Cordilleran Section - 97th Annual Meeting, and Pacific Section, American Association of Petroleum Geologists (April 9-11, 2001)

Paper No. 0
Presentation Time: 2:50 PM

HOW TO DO YOUR OWN THING ON SOMEBODY ELSE'S NICKEL


YEATS, Robert S., Geosciences, Oregon State Univ, 104 Wilkinson Hall, Corvallis, OR 97331-5506, yeatsr@geo.orst.edu

I was lucky to start writing proposals when NSF was less competitive. I was also lucky to work for Shell Oil Co. in an area of active reverse faulting that included the future 1971 Sylmar earthquake, and I had access to oil-industry data that enabled our group to describe active faults in 3D. My first grant was from NSF, followed by funding from USGS Office of Earthquake Studies and then NEHRP and the Southern California Earthquake Center.

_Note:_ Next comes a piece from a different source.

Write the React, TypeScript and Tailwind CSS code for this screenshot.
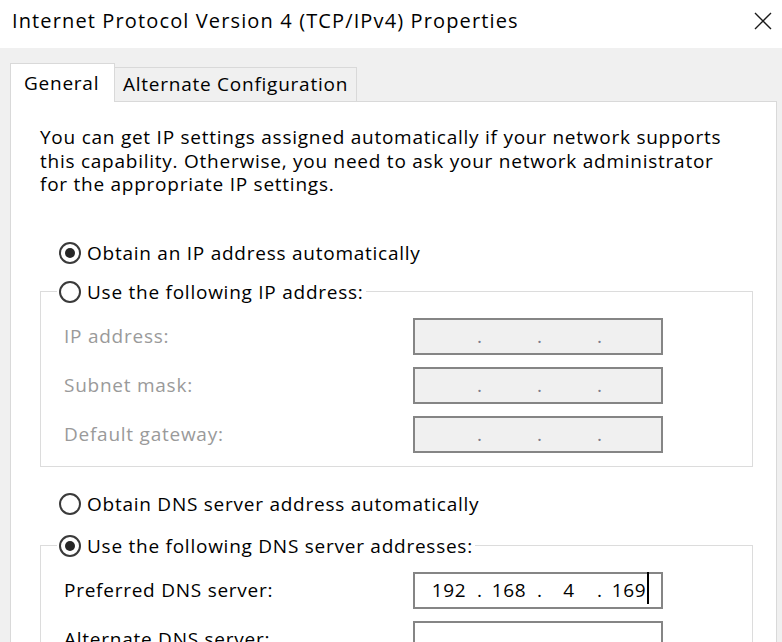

To borrow from Field of Dreams, if you fill a need, then funding will come. Industry wanted my students after they finished subsurface theses and was willing to provide summer internships and access to well data. The earthquake community funded my proposals to do subsurface mapping, as did NSF, which also let me take my show on the road to New Zealand, Japan, and the Himalaya. In looking for research opportunities in today’s competitive market, your most important tool is the scientific method: the ability to perceive geological problems ahead of the next guy. My most valuable course was Map Interpretation, taught by J. Hoover Mackin at the University of Washington. We started with a topographic map and had to write a geological report in which we dreamed up important questions rather than answer questions by someone else. Mackin’s philosophy was described in a paper in Fabric of Geology (Addison-Wesley, 1963). I continued his course at Oregon State University. Some course survivors described the experience as "making monsters," where they learned to become "monsters" who asked probing questions that picked apart prospects brought to their company by outside consultants. Learning to spot the weak points of a drilling proposal, like fantasizing a new petroleum prospect, requires the scientific method just as much as writing a research proposal. Finally and perhaps counterintuitively, new ideas are like love and the magic penny: when you give them away, you end up having more.